You are viewing a plain text version of this content. The canonical link for it is here.

Posted to dev@mina.apache.org by Jason Resch <jr...@cleversafe.com> on 2010/04/03 17:10:34 UTC

Possible Bug in SSLHandler

All,

I think I've discovered a bug in Mina's TLS code.  While I encountered this bug in Mina 1.1.7 it seems the same problem code exists in Mina 2.0.  The code in question is the flushScheduledEvents() method in SSLHandler.java:

public void flushScheduledEvents() {
    // Fire events only when no lock is hold for this handler.
    if (Thread.holdsLock(this)) {
        return;
    }

    Event e;
       
    // We need synchronization here inevitably because filterWrite can be
    // called simultaneously and cause 'bad record MAC' integrity error.
    synchronized (this) {
        while ((e = filterWriteEventQueue.poll()) != null) {
            e.nextFilter.filterWrite(session, (WriteRequest) e.data);
        }
    }

    while ((e = messageReceivedEventQueue.poll()) != null) {
        e.nextFilter.messageReceived(session, e.data);
    }
}

This method is called both by threads which handle writes, and threads that handle reads.  Therefore, as the comments suggest, multiple threads may go through this code simultaneously.  However, since there is no synchronization around processing of the messageReceivedEventQueue, it is possible that the received messages will be sent to the next filter out of order, should there be more than one message in the queue and a context switch happen at the wrong time.

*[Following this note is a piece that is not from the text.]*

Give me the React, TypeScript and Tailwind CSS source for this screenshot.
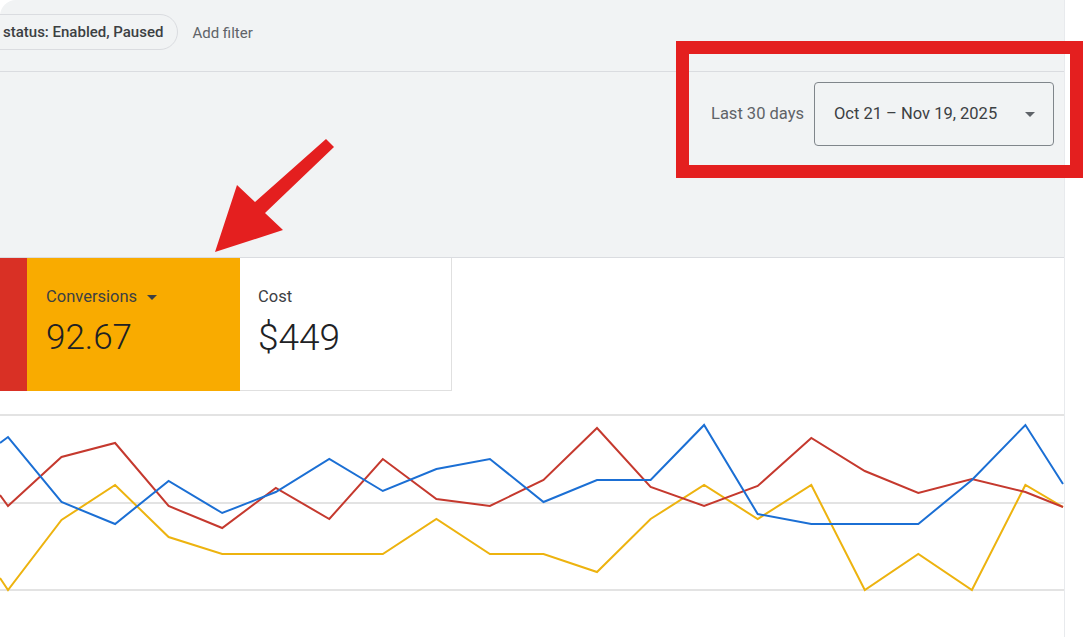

The bug would manifest in our application as a failure of our protocol layer to decode a message, we believe, due to a re-ordering.  It only occurred in environments with a large amount of contention and network traffic and when using TLS.  The fix I have tested was to move the closing brace of the synchronized block to extend to cover both while loops.  I've attached a patch representing that change.  Since making that change we have not encountered the bug again after about 30 hours of testing and 1.5 TB of traffic, whereas before the change we could reproduce it after a few minutes.


Jason

Re: Possible Bug in SSLHandler

Posted by Emmanuel Lécharny <el...@apache.org>.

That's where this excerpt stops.